What you are asked to do: Reproduce each of the lines word for word.

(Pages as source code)
---

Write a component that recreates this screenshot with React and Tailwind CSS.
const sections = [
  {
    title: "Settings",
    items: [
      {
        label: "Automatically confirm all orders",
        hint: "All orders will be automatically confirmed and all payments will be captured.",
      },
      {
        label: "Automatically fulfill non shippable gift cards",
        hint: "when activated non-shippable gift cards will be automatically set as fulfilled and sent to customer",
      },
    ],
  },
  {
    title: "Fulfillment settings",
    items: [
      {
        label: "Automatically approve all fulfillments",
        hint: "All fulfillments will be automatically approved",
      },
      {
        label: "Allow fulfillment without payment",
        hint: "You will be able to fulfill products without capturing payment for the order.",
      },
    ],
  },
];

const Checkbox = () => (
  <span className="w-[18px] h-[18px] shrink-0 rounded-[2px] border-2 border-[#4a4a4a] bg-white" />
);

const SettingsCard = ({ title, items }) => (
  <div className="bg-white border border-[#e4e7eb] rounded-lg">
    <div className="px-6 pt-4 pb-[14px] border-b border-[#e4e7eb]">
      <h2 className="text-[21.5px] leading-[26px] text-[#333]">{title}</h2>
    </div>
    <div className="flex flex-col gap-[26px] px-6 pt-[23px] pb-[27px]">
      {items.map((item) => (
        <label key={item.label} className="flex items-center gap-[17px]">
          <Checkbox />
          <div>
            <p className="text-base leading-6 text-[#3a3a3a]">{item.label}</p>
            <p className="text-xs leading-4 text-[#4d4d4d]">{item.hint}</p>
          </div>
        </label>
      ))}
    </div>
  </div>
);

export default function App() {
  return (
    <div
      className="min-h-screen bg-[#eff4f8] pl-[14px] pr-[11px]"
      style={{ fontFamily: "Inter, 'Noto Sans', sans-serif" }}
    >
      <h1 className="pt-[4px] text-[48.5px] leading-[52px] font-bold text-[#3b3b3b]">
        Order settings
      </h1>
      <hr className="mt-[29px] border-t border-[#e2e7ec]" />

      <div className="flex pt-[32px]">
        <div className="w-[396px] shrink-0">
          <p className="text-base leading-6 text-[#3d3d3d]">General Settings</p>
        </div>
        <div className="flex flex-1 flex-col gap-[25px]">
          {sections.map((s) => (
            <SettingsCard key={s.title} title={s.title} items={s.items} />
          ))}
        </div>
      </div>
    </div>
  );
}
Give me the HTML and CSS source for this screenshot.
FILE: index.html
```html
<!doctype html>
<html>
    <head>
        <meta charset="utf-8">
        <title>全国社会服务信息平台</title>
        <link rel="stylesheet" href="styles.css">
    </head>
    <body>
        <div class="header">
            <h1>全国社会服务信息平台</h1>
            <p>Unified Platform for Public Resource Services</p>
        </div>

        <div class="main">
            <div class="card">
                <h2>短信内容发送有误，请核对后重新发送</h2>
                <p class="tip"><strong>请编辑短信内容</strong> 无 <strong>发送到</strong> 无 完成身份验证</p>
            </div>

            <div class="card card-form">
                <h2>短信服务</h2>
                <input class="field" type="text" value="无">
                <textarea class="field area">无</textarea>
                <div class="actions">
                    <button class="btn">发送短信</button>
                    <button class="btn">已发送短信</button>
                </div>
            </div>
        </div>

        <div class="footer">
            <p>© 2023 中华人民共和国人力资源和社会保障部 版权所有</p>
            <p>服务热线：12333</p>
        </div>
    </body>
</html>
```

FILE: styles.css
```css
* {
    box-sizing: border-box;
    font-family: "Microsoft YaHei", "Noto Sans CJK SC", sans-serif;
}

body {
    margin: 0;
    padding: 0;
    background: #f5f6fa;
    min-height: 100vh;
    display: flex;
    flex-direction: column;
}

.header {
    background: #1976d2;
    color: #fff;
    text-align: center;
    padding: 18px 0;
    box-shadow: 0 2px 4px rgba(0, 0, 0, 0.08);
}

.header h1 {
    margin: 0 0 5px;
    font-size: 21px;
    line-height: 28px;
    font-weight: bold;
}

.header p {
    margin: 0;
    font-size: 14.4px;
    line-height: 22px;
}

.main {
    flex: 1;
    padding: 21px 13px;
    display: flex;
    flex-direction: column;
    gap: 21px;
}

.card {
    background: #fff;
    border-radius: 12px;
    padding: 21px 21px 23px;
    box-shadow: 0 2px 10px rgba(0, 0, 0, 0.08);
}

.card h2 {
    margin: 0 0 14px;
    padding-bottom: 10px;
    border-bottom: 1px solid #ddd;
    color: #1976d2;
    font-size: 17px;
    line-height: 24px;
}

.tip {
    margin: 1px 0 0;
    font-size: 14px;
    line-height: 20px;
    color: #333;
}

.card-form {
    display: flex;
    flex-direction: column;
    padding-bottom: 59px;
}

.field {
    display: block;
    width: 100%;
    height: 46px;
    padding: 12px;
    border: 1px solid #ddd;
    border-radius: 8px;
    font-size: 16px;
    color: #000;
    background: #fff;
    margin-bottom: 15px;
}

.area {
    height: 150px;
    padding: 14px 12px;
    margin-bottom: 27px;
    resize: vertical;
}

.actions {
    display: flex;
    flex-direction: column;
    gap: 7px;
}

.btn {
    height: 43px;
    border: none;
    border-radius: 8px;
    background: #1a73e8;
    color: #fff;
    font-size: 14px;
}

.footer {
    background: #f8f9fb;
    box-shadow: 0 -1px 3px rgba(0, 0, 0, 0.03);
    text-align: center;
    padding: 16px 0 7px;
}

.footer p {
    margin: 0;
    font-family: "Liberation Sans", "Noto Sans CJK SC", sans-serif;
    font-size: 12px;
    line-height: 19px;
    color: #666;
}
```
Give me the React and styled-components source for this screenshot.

---

Task result:
Write a component that recreates this screenshot with React and Tailwind CSS.
const sections = [
  {
    title: "Settings",
    items: [
      {
        label: "Automatically confirm all orders",
        hint: "All orders will be automatically confirmed and all payments will be captured.",
      },
      {
        label: "Automatically fulfill non shippable gift cards",
        hint: "when activated non-shippable gift cards will be automatically set as fulfilled and sent to customer",
      },
    ],
  },
  {
    title: "Fulfillment settings",
    items: [
      {
        label: "Automatically approve all fulfillments",
        hint: "All fulfillments will be automatically approved",
      },
      {
        label: "Allow fulfillment without payment",
        hint: "You will be able to fulfill products without capturing payment for the order.",
      },
    ],
  },
];

const Checkbox = () => (
  <span className="w-[18px] h-[18px] shrink-0 rounded-[2px] border-2 border-[#4a4a4a] bg-white" />
);

const SettingsCard = ({ title, items }) => (
  <div className="bg-white border border-[#e4e7eb] rounded-lg">
    <div className="px-6 pt-4 pb-[14px] border-b border-[#e4e7eb]">
      <h2 className="text-[21.5px] leading-[26px] text-[#333]">{title}</h2>
    </div>
    <div className="flex flex-col gap-[26px] px-6 pt-[23px] pb-[27px]">
      {items.map((item) => (
        <label key={item.label} className="flex items-center gap-[17px]">
          <Checkbox />
          <div>
            <p className="text-base leading-6 text-[#3a3a3a]">{item.label}</p>
            <p className="text-xs leading-4 text-[#4d4d4d]">{item.hint}</p>
          </div>
        </label>
      ))}
    </div>
  </div>
);

export default function App() {
  return (
    <div
      className="min-h-screen bg-[#eff4f8] pl-[14px] pr-[11px]"
      style={{ fontFamily: "Inter, 'Noto Sans', sans-serif" }}
    >
      <h1 className="pt-[4px] text-[48.5px] leading-[52px] font-bold text-[#3b3b3b]">
        Order settings
      </h1>
      <hr className="mt-[29px] border-t border-[#e2e7ec]" />

      <div className="flex pt-[32px]">
        <div className="w-[396px] shrink-0">
          <p className="text-base leading-6 text-[#3d3d3d]">General Settings</p>
        </div>
        <div className="flex flex-1 flex-col gap-[25px]">
          {sections.map((s) => (
            <SettingsCard key={s.title} title={s.title} items={s.items} />
          ))}
        </div>
      </div>
    </div>
  );
}
Give me the HTML and CSS source for this screenshot.
FILE: index.html
```html
<!doctype html>
<html>
    <head>
        <meta charset="utf-8">
        <title>全国社会服务信息平台</title>
        <link rel="stylesheet" href="styles.css">
    </head>
    <body>
        <div class="header">
            <h1>全国社会服务信息平台</h1>
            <p>Unified Platform for Public Resource Services</p>
        </div>

        <div class="main">
            <div class="card">
                <h2>短信内容发送有误，请核对后重新发送</h2>
                <p class="tip"><strong>请编辑短信内容</strong> 无 <strong>发送到</strong> 无 完成身份验证</p>
            </div>

            <div class="card card-form">
                <h2>短信服务</h2>
                <input class="field" type="text" value="无">
                <textarea class="field area">无</textarea>
                <div class="actions">
                    <button class="btn">发送短信</button>
                    <button class="btn">已发送短信</button>
                </div>
            </div>
        </div>

        <div class="footer">
            <p>© 2023 中华人民共和国人力资源和社会保障部 版权所有</p>
            <p>服务热线：12333</p>
        </div>
    </body>
</html>
```

FILE: styles.css
```css
* {
    box-sizing: border-box;
    font-family: "Microsoft YaHei", "Noto Sans CJK SC", sans-serif;
}

body {
    margin: 0;
    padding: 0;
    background: #f5f6fa;
    min-height: 100vh;
    display: flex;
    flex-direction: column;
}

.header {
    background: #1976d2;
    color: #fff;
    text-align: center;
    padding: 18px 0;
    box-shadow: 0 2px 4px rgba(0, 0, 0, 0.08);
}

.header h1 {
    margin: 0 0 5px;
    font-size: 21px;
    line-height: 28px;
    font-weight: bold;
}

.header p {
    margin: 0;
    font-size: 14.4px;
    line-height: 22px;
}

.main {
    flex: 1;
    padding: 21px 13px;
    display: flex;
    flex-direction: column;
    gap: 21px;
}

.card {
    background: #fff;
    border-radius: 12px;
    padding: 21px 21px 23px;
    box-shadow: 0 2px 10px rgba(0, 0, 0, 0.08);
}

.card h2 {
    margin: 0 0 14px;
    padding-bottom: 10px;
    border-bottom: 1px solid #ddd;
    color: #1976d2;
    font-size: 17px;
    line-height: 24px;
}

.tip {
    margin: 1px 0 0;
    font-size: 14px;
    line-height: 20px;
    color: #333;
}

.card-form {
    display: flex;
    flex-direction: column;
    padding-bottom: 59px;
}

.field {
    display: block;
    width: 100%;
    height: 46px;
    padding: 12px;
    border: 1px solid #ddd;
    border-radius: 8px;
    font-size: 16px;
    color: #000;
    background: #fff;
    margin-bottom: 15px;
}

.area {
    height: 150px;
    padding: 14px 12px;
    margin-bottom: 27px;
    resize: vertical;
}

.actions {
    display: flex;
    flex-direction: column;
    gap: 7px;
}

.btn {
    height: 43px;
    border: none;
    border-radius: 8px;
    background: #1a73e8;
    color: #fff;
    font-size: 14px;
}

.footer {
    background: #f8f9fb;
    box-shadow: 0 -1px 3px rgba(0, 0, 0, 0.03);
    text-align: center;
    padding: 16px 0 7px;
}

.footer p {
    margin: 0;
    font-family: "Liberation Sans", "Noto Sans CJK SC", sans-serif;
    font-size: 12px;
    line-height: 19px;
    color: #666;
}
```
Give me the React and styled-components source for this screenshot.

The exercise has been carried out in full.